**THE TASK:** Tally the lines that contain the string "index" and state that total without comment.

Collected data
※ ※ ※

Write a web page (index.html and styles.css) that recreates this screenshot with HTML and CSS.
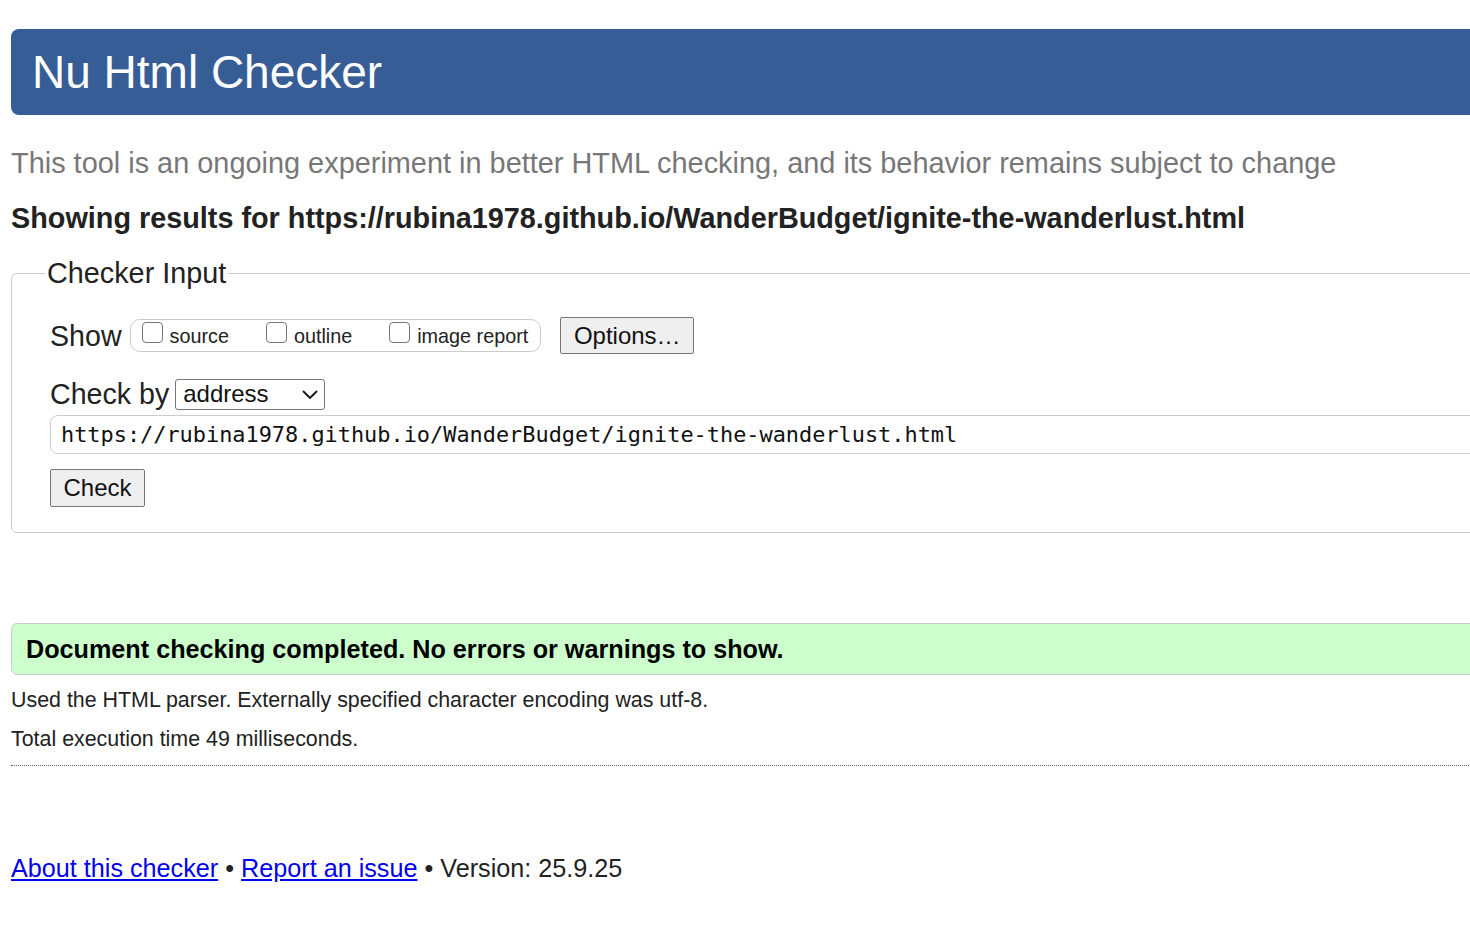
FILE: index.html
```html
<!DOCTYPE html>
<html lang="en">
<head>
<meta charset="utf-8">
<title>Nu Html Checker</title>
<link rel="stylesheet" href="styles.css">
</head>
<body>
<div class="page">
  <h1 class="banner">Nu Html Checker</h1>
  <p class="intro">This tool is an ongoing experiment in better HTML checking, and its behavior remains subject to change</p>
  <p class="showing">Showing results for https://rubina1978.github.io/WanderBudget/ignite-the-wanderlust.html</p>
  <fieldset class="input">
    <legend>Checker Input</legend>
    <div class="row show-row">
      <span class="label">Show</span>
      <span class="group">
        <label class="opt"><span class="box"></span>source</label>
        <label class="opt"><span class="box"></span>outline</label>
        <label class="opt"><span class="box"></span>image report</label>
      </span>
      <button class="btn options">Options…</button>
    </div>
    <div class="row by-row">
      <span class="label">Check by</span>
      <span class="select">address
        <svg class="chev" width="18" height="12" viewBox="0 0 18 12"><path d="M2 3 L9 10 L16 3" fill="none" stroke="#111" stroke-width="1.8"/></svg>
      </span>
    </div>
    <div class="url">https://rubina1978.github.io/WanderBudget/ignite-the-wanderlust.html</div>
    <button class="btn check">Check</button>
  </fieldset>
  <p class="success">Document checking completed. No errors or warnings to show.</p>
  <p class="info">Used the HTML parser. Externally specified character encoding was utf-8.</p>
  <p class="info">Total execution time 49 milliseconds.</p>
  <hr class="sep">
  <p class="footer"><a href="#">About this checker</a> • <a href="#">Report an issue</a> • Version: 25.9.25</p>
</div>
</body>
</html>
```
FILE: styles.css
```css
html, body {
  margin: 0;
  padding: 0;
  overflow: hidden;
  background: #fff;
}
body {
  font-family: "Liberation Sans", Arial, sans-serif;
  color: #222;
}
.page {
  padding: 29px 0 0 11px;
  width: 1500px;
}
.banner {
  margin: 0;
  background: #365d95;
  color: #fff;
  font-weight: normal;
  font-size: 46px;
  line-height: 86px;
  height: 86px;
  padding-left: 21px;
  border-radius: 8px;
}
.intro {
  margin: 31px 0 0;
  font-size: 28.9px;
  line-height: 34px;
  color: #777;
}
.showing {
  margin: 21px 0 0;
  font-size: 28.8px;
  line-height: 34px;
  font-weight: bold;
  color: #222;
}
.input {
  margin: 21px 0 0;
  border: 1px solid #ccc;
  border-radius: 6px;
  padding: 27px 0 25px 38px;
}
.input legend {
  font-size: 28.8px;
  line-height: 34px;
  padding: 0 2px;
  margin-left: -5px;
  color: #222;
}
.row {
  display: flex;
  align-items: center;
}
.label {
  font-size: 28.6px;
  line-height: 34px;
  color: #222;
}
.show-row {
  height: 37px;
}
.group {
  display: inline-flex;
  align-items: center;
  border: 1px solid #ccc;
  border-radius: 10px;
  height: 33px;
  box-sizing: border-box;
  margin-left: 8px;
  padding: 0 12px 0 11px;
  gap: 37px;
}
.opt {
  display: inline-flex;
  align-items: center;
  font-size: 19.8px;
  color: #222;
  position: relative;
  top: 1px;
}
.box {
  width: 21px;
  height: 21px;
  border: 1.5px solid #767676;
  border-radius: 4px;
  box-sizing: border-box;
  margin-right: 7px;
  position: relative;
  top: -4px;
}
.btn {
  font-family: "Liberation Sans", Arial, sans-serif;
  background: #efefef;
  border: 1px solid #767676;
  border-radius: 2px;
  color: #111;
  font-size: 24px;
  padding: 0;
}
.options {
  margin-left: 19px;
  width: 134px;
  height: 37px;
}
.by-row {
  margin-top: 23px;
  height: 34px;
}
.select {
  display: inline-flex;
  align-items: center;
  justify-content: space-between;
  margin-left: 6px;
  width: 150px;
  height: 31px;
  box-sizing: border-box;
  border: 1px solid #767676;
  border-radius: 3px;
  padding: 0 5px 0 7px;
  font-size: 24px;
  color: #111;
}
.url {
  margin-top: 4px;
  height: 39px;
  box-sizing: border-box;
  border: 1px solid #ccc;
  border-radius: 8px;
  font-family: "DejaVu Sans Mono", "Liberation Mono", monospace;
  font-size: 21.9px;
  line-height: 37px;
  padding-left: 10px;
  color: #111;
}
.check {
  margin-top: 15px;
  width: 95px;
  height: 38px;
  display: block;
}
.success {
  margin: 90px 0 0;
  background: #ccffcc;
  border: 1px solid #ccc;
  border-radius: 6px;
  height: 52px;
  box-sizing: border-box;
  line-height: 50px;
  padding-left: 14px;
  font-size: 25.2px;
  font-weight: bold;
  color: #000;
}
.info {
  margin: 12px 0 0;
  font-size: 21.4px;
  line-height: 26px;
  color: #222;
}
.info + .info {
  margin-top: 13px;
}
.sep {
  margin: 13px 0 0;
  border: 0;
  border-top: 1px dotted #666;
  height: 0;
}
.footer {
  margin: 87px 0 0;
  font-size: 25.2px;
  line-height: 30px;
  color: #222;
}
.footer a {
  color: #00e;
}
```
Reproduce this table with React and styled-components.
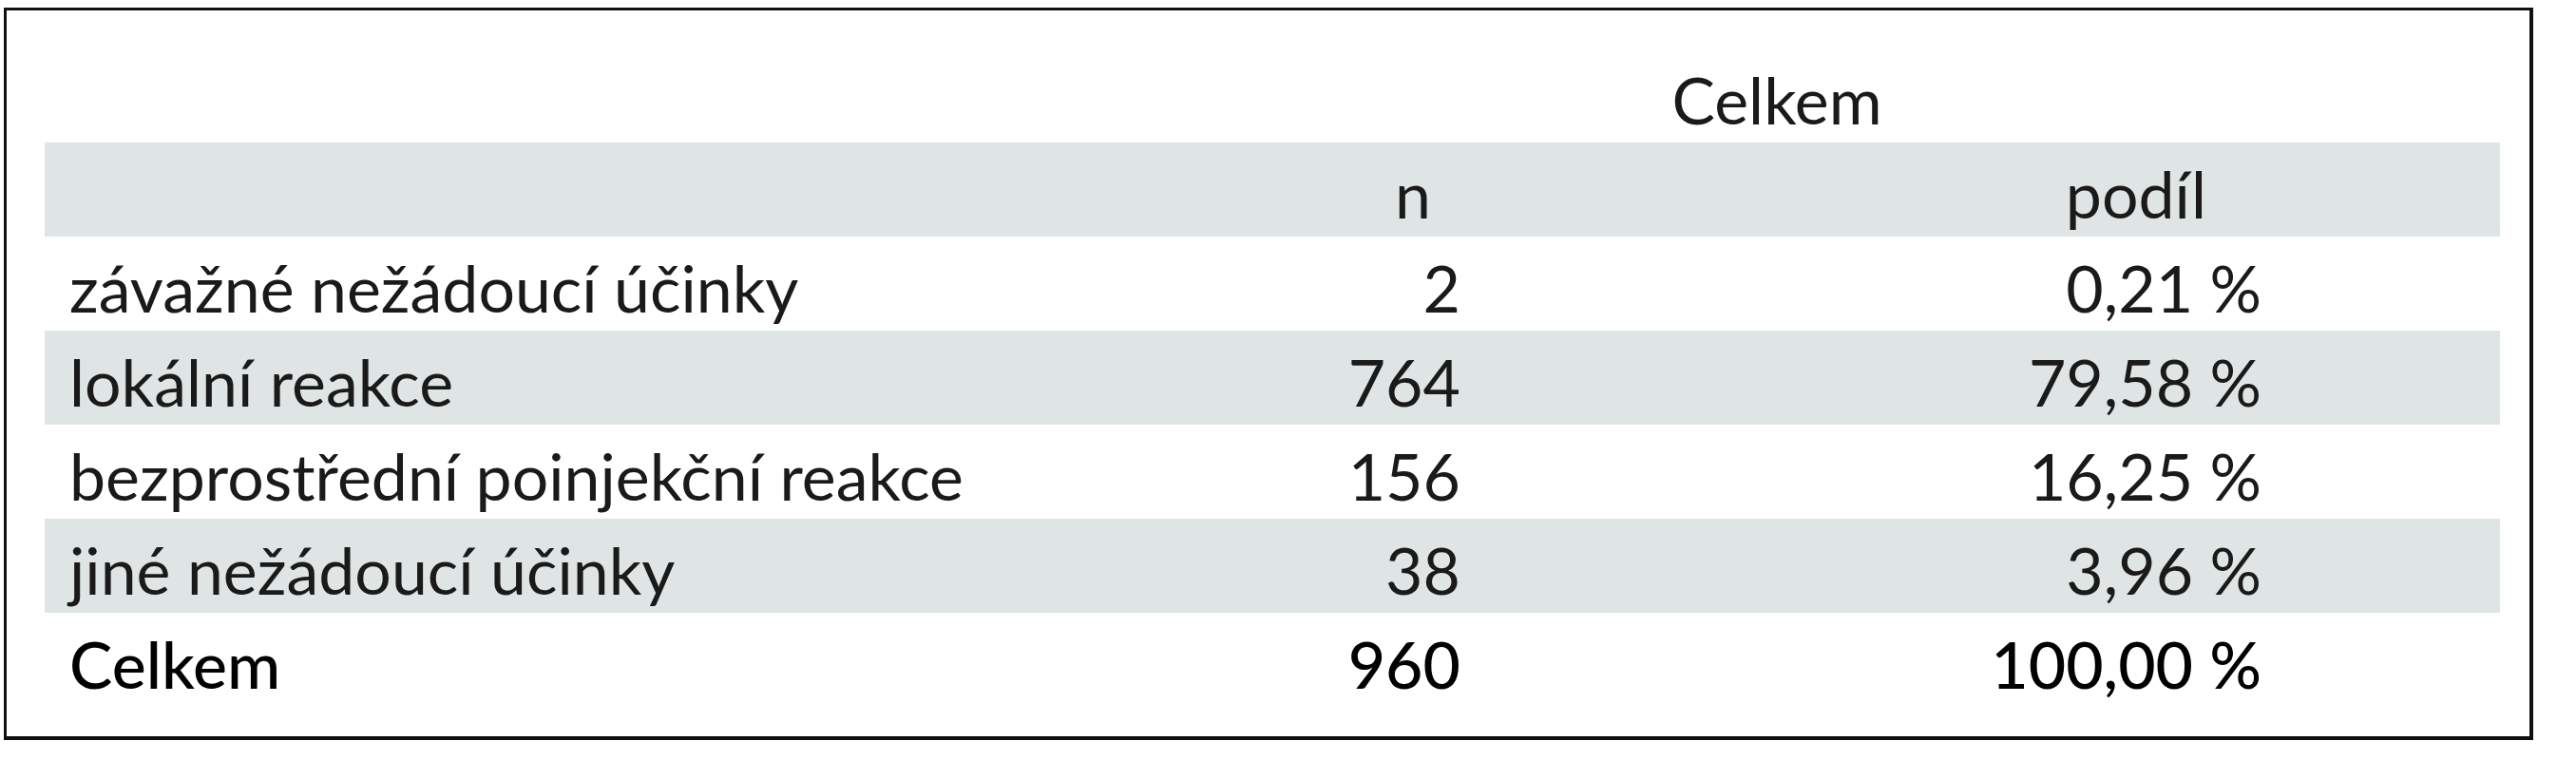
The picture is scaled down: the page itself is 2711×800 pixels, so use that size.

※ ※ ※

**TASK SOLUTION:** 2